A great article on body image and how women often feel as if they can’t  hit the beach because they don’t have their “bikini body“, and instead spend that time in flux denying themselves the privilege of just being, wishing they possessed a body that they just don’t have-and maybe never could have anyway, no matter how much they starved themselves or slaved away at the gym. As someone who spent my teens/early twenties with a fairly *coughcough*”desirable” body type (I was skinny as a rail and didn’t really gain anything no matter how much shit I ate until I was 23 or so) only to be hit by what I like to call a second puberty in my mid/late 20s that I don’t handle well some days , I can completely relate to feeling as if I want to just wait to go shopping until I lose a few pounds. Or twenty pounds. Whatever. I struggle sometimes, and every woman I know does as well, for a variety of reasons. I like the theme of this article-if you want to lose weight or change your body, that’s all well and good-but don’t spend time hiding yourself away because you’re ashamed of the body that is currently all yours. Go. Do. Be. Live. I could stand to soak up that message. And I think this applies to men too!

Men may be subconsciously looking at women in the workplace through the lenses of the relationships they have with their wives. For example, if a man is in a “traditional” marriage where he is the breadwinner and his wife stays home (although that doesn’t really seem traditional anymore) he is more likely to “(a) view the presence of women in the workplace unfavorably, (b) perceive that organizations with higher numbers of female employees are operating less smoothly, (c) find organizations with female leaders as relatively unattractive, and (d) deny, more frequently, qualified female employees opportunities for promotion.” So interesting! I was discussing this with Jon and we both thought that it seemed like a logical connection but the fact that studies are being undertaken to back it up is an important step. What’s awful is that men with such stymied views of the capabilities of women can so firmly effect those same women’s professional opportunities.

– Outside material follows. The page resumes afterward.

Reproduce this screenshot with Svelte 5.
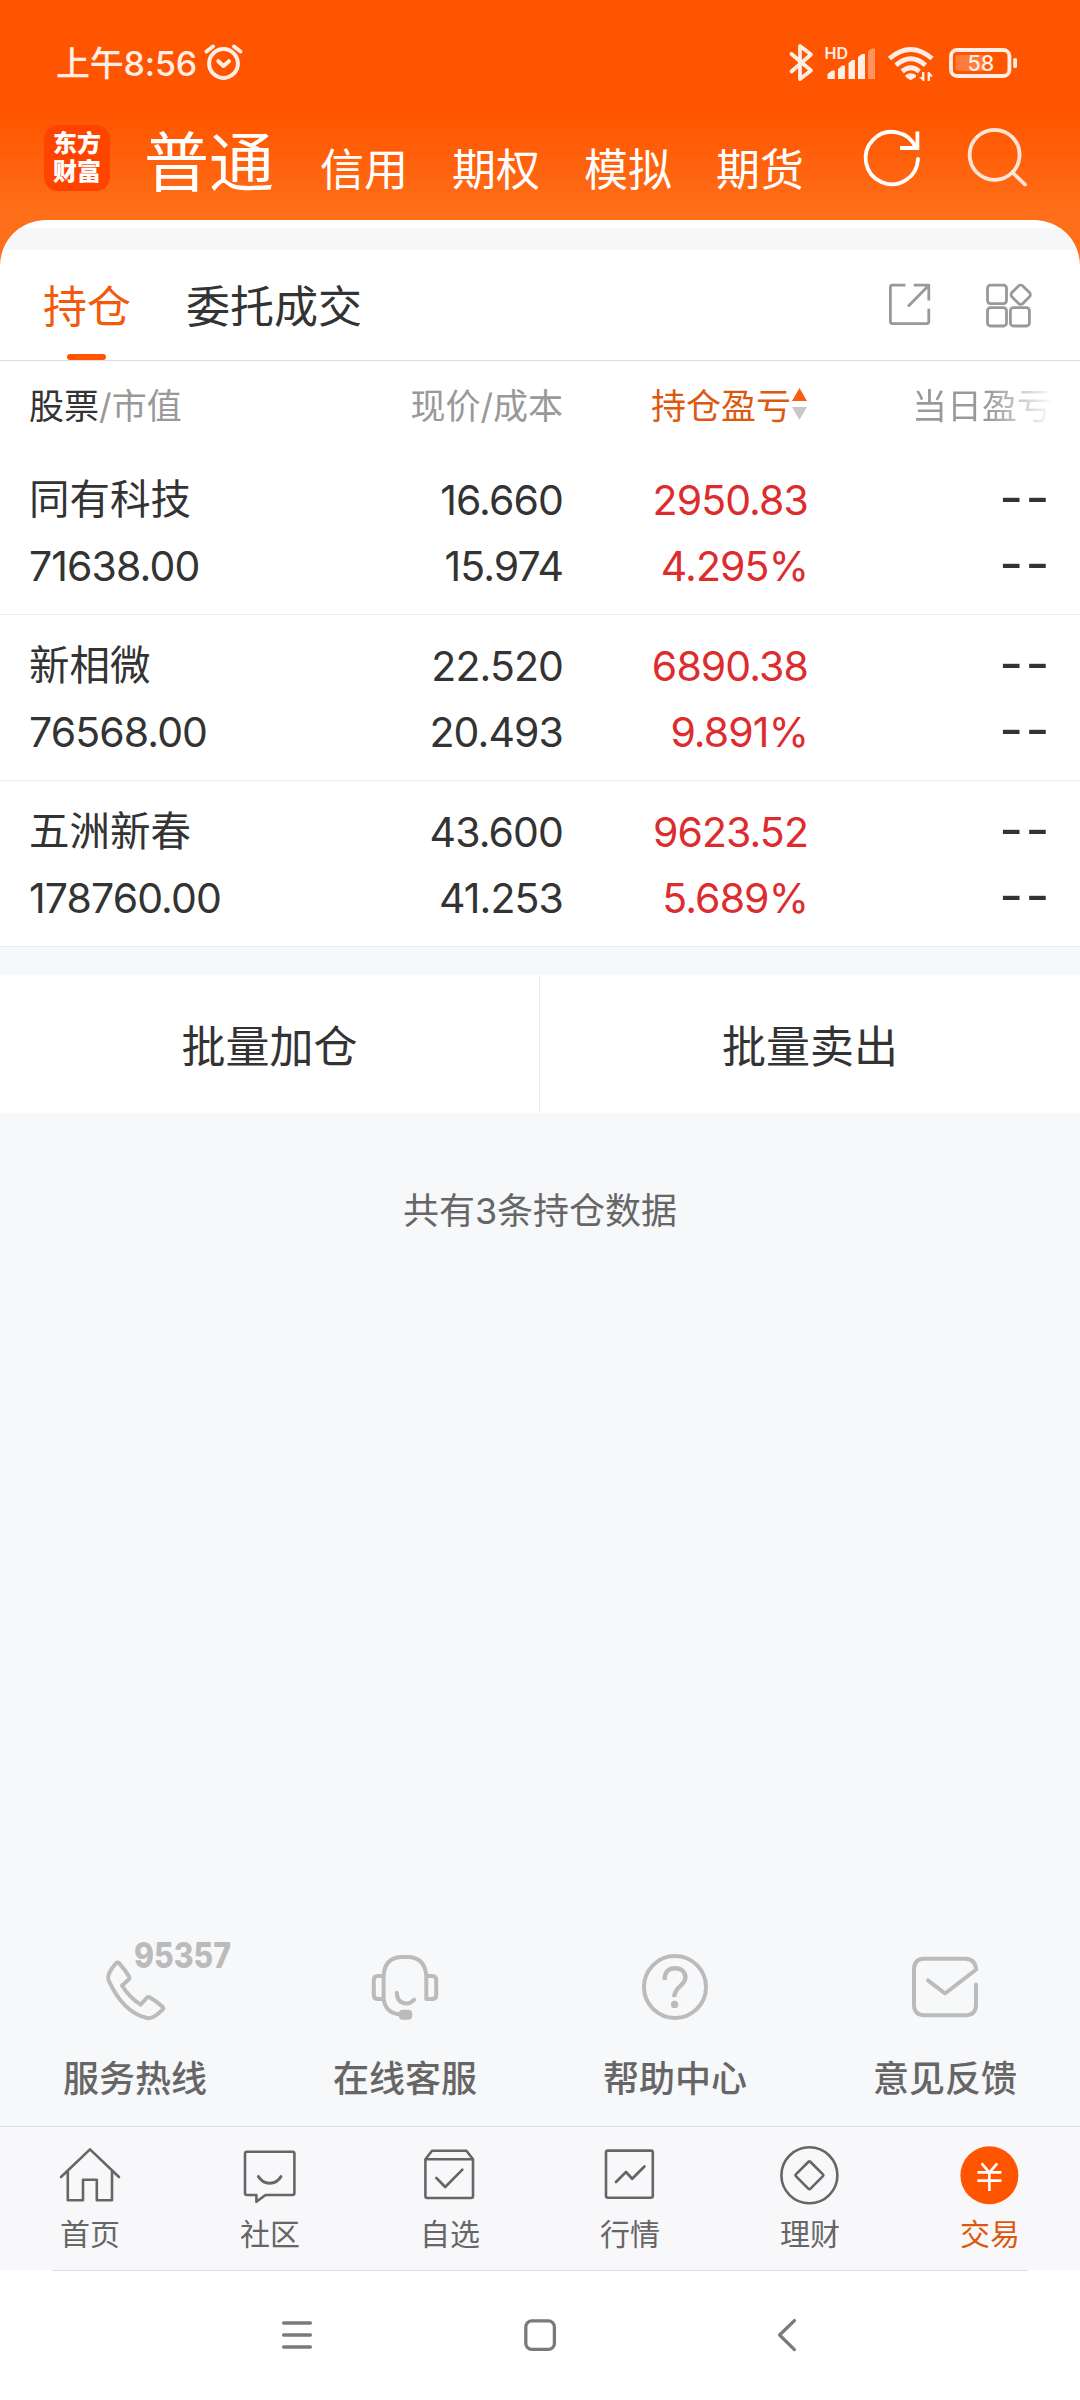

      Now for something a little personal . In my classroom at school right now I currently have 8 students in the morning: 3 Sudanese girls, 2 Sudanese boys, 1 Kazakh girl, and a Spanish brother and sister. The children are lovely, all aged 10-11 except for one who’s 8, and generally we get along well with our learning-except for one. One Sudanese boy has very good English and obviously comes from a very privileged life, but he has been a terrible student from day one. He is rude, disrespectful to the other students and myself, and just plain mean. Every day he calls one of the girls fat, both in English and Arabic. After three weeks of that today she broke down and cried, and I nearly did too, seeing her in so much pain. His victim is ten. Ten years old! And she’s not fat, not that it matters. She’s not skinny but why is it that we live in a world where a little boy knows that the best way to hurt a female is to comment on her body type? He also told one of the girls that she is “too black so she’s ugly” (awesome race politics, he’s black too by the way) and that another girl is “so skinny, like a ruler”. He specifically picks on parts of their appearance to hurt them. It is disgusting and enraging. And I have been struggling with this aspect of my classroom management every day.

       What can one do with a student like that? It is a painful reality that we as a class have been dealing with every day. Mostly it makes me think his parents spoil him rotten and do very little in the way of providing discipline or good role models who respect others; they also haven’t bothered to teach him about humility and not having an ego. I thought this issue would be worthy for inclusion in today’s post, as it has weighed so heavily on my mind and heart lately. I take my position as a teacher very seriously-not in teaching English (I could go on for days about English hegemony and how I don’t think anyone should have to learn English if they don’t want to, particularly at the loss or detriment of their own Native tongue), but I see my role as a teacher as one of instilling strength and self-esteem into children, and teaching them not only how to use my Native language, but how to be good people, how to respect other cultures and those who are very different from them. And this has been a really difficult experience for me. A classroom is a microcosm of the outside world. And issues of feminism and a need for equality and justice come up so early-we can’t ignore them or assume that they will sort themselves out with time, because they won’t.

4 thoughts on “Feminist Friday #8

    1. uh…i’m pretty sure violence or bad attitude isn’t the way to teach a kid that having a bad attitude is unacceptable.

  1. Love that infographic. I’m literally gob-smacked that a media agency would think “Hmmm need a thoughtful quote on women’s rights….Dave? Dave, do you want to take this one?”

    I’d disagree with the wife-lens (though I do like the phrase). I much prefer working for women as there is a fractional buffer between personal and business that doesn’t exist between men and men (or women and women I’d wager) meaning you don’t end up as emotionally invested in work and hence battered when it goes badly.

    1. that’s an interesting angle, re: wife-lens. I’d never think of it that way! and also, yeah, why would ANYONE in any sort of media or business be like “alright guys, who wants to comment on this lady stuff??”